3. Perbedaan dari Segi Sistem Pencatatan
Sistem Pencatatan Petty Cash:
- Jumlah dana petty cash selalu tetap (Imprest Fund System). Misalnya, dana awal adalah Rp 5.000.000. Pada akhir periode, ketika dana tersisa Rp 1.000.000, perusahaan akan mengisi kembali sebesar Rp 4.000.000 agar kembali ke jumlah tetap Rp 5.000.000. Pengisian kembali ini dilakukan berdasarkan bukti pengeluaran yang telah terkumpul. Metode ini paling umum digunakan karena mudah dikontrol.
- Jumlah dana petty cash tidak tetap (Fluctuation Fund System) dan bisa berubah-ubah sesuai dengan kebutuhan perusahaan. Pengisian kembali dilakukan tidak berdasarkan pengeluaran, tetapi berdasarkan penilaian ulang terhadap kebutuhan dana kas kecil.
Sistem Pencatatan Cash Advance:
Pencatatan cash advance lebih kompleks.
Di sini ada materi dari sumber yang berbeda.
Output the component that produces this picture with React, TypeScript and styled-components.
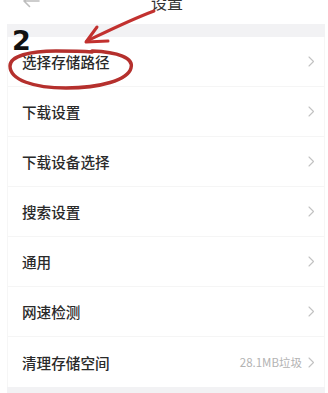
import { createGlobalStyle } from "styled-components";
import styled from "styled-components";

const GlobalStyle = createGlobalStyle`
  html, body {
    margin: 0;
    padding: 0;
    background: #ffffff;
  }
  body {
    font-family: "Noto Sans CJK SC", "Noto Sans", sans-serif;
  }
`;

type Item = {
  label: string;
  extra?: string;
};

const items: Item[] = [
  { label: "选择存储路径" },
  { label: "下载设置" },
  { label: "下载设备选择" },
  { label: "搜索设置" },
  { label: "通用" },
  { label: "网速检测" },
  { label: "清理存储空间", extra: "28.1MB垃圾" },
];

export default function App() {
  return (
    <>
      <GlobalStyle />
      <Page>
        <Header>
          <BackButton>
            <svg width="18" height="14" viewBox="0 0 18 14" fill="none">
              <path
                d="M17 7H2M7.5 1.5L2 7l5.5 5.5"
                stroke="#bdbdbd"
                strokeWidth="1.6"
                strokeLinecap="round"
                strokeLinejoin="round"
              />
            </svg>
          </BackButton>
          <Title>设置</Title>
        </Header>
        <Band />
        <List>
          {items.map((item) => (
            <Row key={item.label}>
              <Label>{item.label}</Label>
              <Right>
                {item.extra && <Extra>{item.extra}</Extra>}
                <Chevron />
              </Right>
            </Row>
          ))}
        </List>
        <Band />
        <Annotation />
      </Page>
    </>
  );
}

const Chevron = () => (
  <svg width="7" height="11" viewBox="0 0 7 11" fill="none">
    <path
      d="M1 1l4.5 4.5L1 10"
      stroke="#c2c2c2"
      strokeWidth="1.1"
      strokeLinecap="round"
      strokeLinejoin="round"
    />
  </svg>
);

// hand-drawn marks on top of the screenshot
const Annotation = () => (
  <Overlay width="328" height="393" viewBox="0 0 328 393" fill="none">
    <path
      d="M154 11 C130 20 110 30 87 41"
      stroke="#c2312f"
      strokeWidth="3"
      strokeLinecap="round"
    />
    <path
      d="M97 27 L86 42 L108 41"
      stroke="#c2312f"
      strokeWidth="3"
      strokeLinecap="round"
      strokeLinejoin="round"
    />
    <path
      d="M92 51 C118 52 134 58 131 68 C128 80 100 88 66 88 C34 88 10 80 10 66 C10 56 30 51 56 51 C70 51 80 51 92 52"
      stroke="#b5302d"
      strokeWidth="3.4"
      strokeLinecap="round"
    />
    <Number x="12" y="50">
      2
    </Number>
  </Overlay>
);

const Page = styled.div`
  position: relative;
  width: 328px;
  height: 393px;
  overflow: hidden;
  background: #ffffff;
`;

const Header = styled.div`
  position: relative;
  height: 24px;
  display: flex;
  align-items: flex-end;
  justify-content: center;
  padding-bottom: 13px;
  box-sizing: border-box;
`;

const BackButton = styled.div`
  position: absolute;
  left: 22px;
  top: -6px;
  display: flex;
`;

const Title = styled.div`
  font-size: 16px;
  line-height: 18px;
  color: #333333;
  margin-left: 6px;
`;

const Band = styled.div`
  height: 13px;
  margin: 0 3px 0 7px;
  background: #f2f2f4;
`;

const List = styled.div`
  margin: 0 3px 0 7px;
  display: flex;
  flex-direction: column;
  border-left: 1px solid #f6f6f6;
  border-right: 1px solid #f6f6f6;
`;

const Row = styled.div`
  height: 50px;
  display: flex;
  align-items: center;
  justify-content: space-between;
  padding: 0 9px 0 14px;
  border-bottom: 1px solid #f5f5f5;
  box-sizing: border-box;
  &:last-child {
    border-bottom: none;
  }
`;

const Label = styled.span`
  font-size: 14.6px;
  font-weight: 500;
  color: #2a2a2a;
`;

const Right = styled.div`
  display: flex;
  align-items: center;
  gap: 6px;
`;

const Extra = styled.span`
  font-size: 11.5px;
  color: #b3b3b3;
`;

const Overlay = styled.svg`
  position: absolute;
  left: 0;
  top: 0;
  pointer-events: none;
`;

const Number = styled.text`
  font-family: "DejaVu Sans", "Liberation Sans", sans-serif;
  font-weight: 700;
  font-size: 27px;
  fill: #111111;
`;
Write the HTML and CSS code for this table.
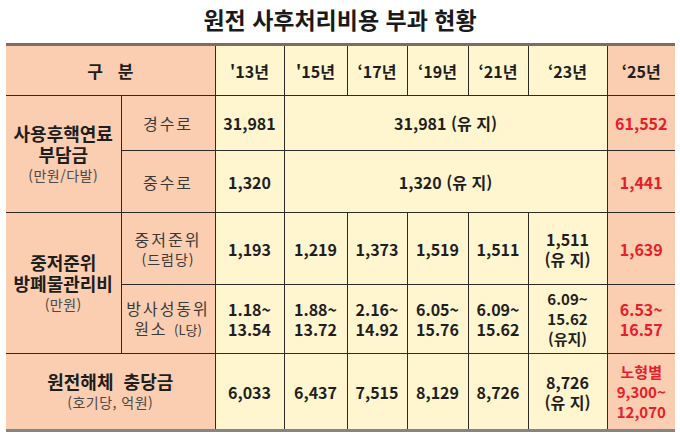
FILE: index.html
```html
<!DOCTYPE html>
<html lang="ko">
<head>
<meta charset="utf-8">
<title>원전 사후처리비용 부과 현황</title>
<link rel="stylesheet" href="styles.css">
</head>
<body>
<h1 class="title">원전 사후처리비용 부과 현황</h1>
<table class="tbl">
  <colgroup>
    <col class="c-a"><col class="c-b"><col class="c-13"><col class="c-15"><col class="c-17"><col class="c-19"><col class="c-21"><col class="c-23"><col class="c-25">
  </colgroup>
  <tr class="r-head">
    <td class="pink head gubun" colspan="2">구 분</td>
    <td class="yel head">'13년</td>
    <td class="yel head">'15년</td>
    <td class="yel head">‘17년</td>
    <td class="yel head">‘19년</td>
    <td class="yel head">‘21년</td>
    <td class="yel head">‘23년</td>
    <td class="pink head">‘25년</td>
  </tr>
  <tr class="r-1">
    <td class="pink label" rowspan="2"><div class="lab-main">사용후핵연료<br>부담금</div><div class="lab-sub">(만원/다발)</div></td>
    <td class="pink sub dot-b">경수로</td>
    <td class="yel num dot-b">31,981</td>
    <td class="yel num dot-b" colspan="5">31,981 (유 지)</td>
    <td class="pink num red dot-b">61,552</td>
  </tr>
  <tr class="r-2">
    <td class="pink sub">중수로</td>
    <td class="yel num">1,320</td>
    <td class="yel num" colspan="5">1,320 (유 지)</td>
    <td class="pink num red">1,441</td>
  </tr>
  <tr class="r-3">
    <td class="pink label" rowspan="2"><div class="lab-main">중저준위<br>방폐물관리비</div><div class="lab-sub">(만원)</div></td>
    <td class="pink sub dot-b"><div>중저준위</div><div class="sub-small">(드럼당)</div></td>
    <td class="yel num dot-b">1,193</td>
    <td class="yel num dot-b">1,219</td>
    <td class="yel num dot-b">1,373</td>
    <td class="yel num dot-b">1,519</td>
    <td class="yel num dot-b">1,511</td>
    <td class="yel num dot-b two">1,511<br>(유 지)</td>
    <td class="pink num red dot-b">1,639</td>
  </tr>
  <tr class="r-4">
    <td class="pink sub two">방사성동위<br>원소 <span class="sub-tiny">(L당)</span></td>
    <td class="yel num two">1.18~<br>13.54</td>
    <td class="yel num two">1.88~<br>13.72</td>
    <td class="yel num two">2.16~<br>14.92</td>
    <td class="yel num two">6.05~<br>15.76</td>
    <td class="yel num two">6.09~<br>15.62</td>
    <td class="yel num three">6.09~<br>15.62<br>(유지)</td>
    <td class="pink num red two">6.53~<br>16.57</td>
  </tr>
  <tr class="r-5">
    <td class="pink label" colspan="2"><div class="lab-main">원전해체&nbsp;&nbsp;충당금</div><div class="lab-sub">(호기당, 억원)</div></td>
    <td class="yel num">6,033</td>
    <td class="yel num">6,437</td>
    <td class="yel num">7,515</td>
    <td class="yel num">8,129</td>
    <td class="yel num">8,726</td>
    <td class="yel num two">8,726<br>(유 지)</td>
    <td class="pink num red three">노형별<br>9,300~<br>12,070</td>
  </tr>
</table>
</body>
</html>
```

FILE: styles.css
```css
html, body {
  margin: 0;
  padding: 0;
  background: #ffffff;
}
body {
  width: 680px;
  height: 439px;
  overflow: hidden;
  font-family: "Noto Sans CJK KR", "Noto Sans", sans-serif;
  color: #222;
}
.title {
  margin: 0;
  height: 43px;
  line-height: 38px;
  font-size: 23px;
  font-weight: 700;
  text-align: center;
  color: #1a1a1a;
}
.tbl {
  margin-left: 6px;
  width: 669px;
  table-layout: fixed;
  border-collapse: collapse;
  border-top: 3px solid #7d6c62;
  border-bottom: 3px solid #858585;
}
.c-a { width: 115px; }
.c-b { width: 94px; }
.c-13 { width: 69px; }
.c-15 { width: 63px; }
.c-17 { width: 60px; }
.c-19 { width: 61px; }
.c-21 { width: 60px; }
.c-23 { width: 79px; }
.c-25 { width: 68px; }
.tbl td {
  padding: 0;
  text-align: center;
  vertical-align: middle;
  border: 1px solid #2d2a28;
  font-size: 16px;
  line-height: 20px;
}
.tbl td:first-child { border-left: none; }
.tbl td:last-child { border-right: none; }
.tbl td.dot-b { border-bottom: 1px dotted #6a6a6a; }
.pink { background: #fbcdb1; }
.yel { background: #fff6cf; }
.r-head td { height: 49px; }
.r-1 td { height: 54px; }
.r-2 td { height: 61px; }
.r-3 td { height: 71px; }
.r-4 td { height: 68px; }
.r-5 td { height: 75px; }
.head {
  font-weight: 700;
  font-size: 16px;
  color: #1e1e1e;
}
.tbl td.gubun {
  font-size: 17px;
  letter-spacing: 5px;
  padding-left: 5px;
}
.label {
  font-weight: 700;
}
.lab-main {
  font-size: 18px;
  line-height: 21px;
  color: #1e1e1e;
}
.lab-sub {
  font-size: 14px;
  line-height: 21px;
  font-weight: 400;
  color: #4a4a4a;
  letter-spacing: 0.5px;
}
.sub {
  font-weight: 400;
  font-size: 17px;
  color: #3a3a3a;
  letter-spacing: 2px;
}
.sub-small {
  font-size: 14px;
  line-height: 20px;
  letter-spacing: 1px;
}
.sub-tiny {
  font-size: 13px;
  letter-spacing: 0;
}
.num {
  font-weight: 700;
  font-size: 16px;
  color: #1f1f1f;
}
.red { color: #e5202b; }
.tbl td.two { line-height: 20px; }
.tbl td.three { line-height: 20px; font-size: 15px; }
```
Saat dana dicairkan, perusahaan akan mencatatnya sebagai piutang karyawan di dalam pembukuan. Pencairannya sendiri seringkali melalui transfer bank, sehingga memerlukan proses rekonsiliasi bank yaitu proses membandingkan catatan keuangan perusahaan dengan catatan dari bank untuk memastikan kesesuaian dan keakuratan. Setelah karyawan melaporkan pengeluaran dan mengembalikan sisa dana, piutang tersebut akan dilunasi dan dicatat sebagai beban perusahaan.
Contoh Penggunaan dalam Skenario Nyata
Agar lebih jelas, berikut contoh penerapan petty cash dan cash advance dalam kegiatan perusahaan:
Contoh 1: Persiapan Rapat Klien Mendadak (Petty Cash)
Seorang manajer harus segera mengadakan rapat mendadak dengan klien penting. Ia meminta dana dari petty cash kepada petugasnya untuk:
- Membeli snack dan minuman untuk 10 orang: Rp 150.000.
- Membayar parkir tamu: Rp 20.000.
- Membeli whiteboard marker baru: Rp 25.000.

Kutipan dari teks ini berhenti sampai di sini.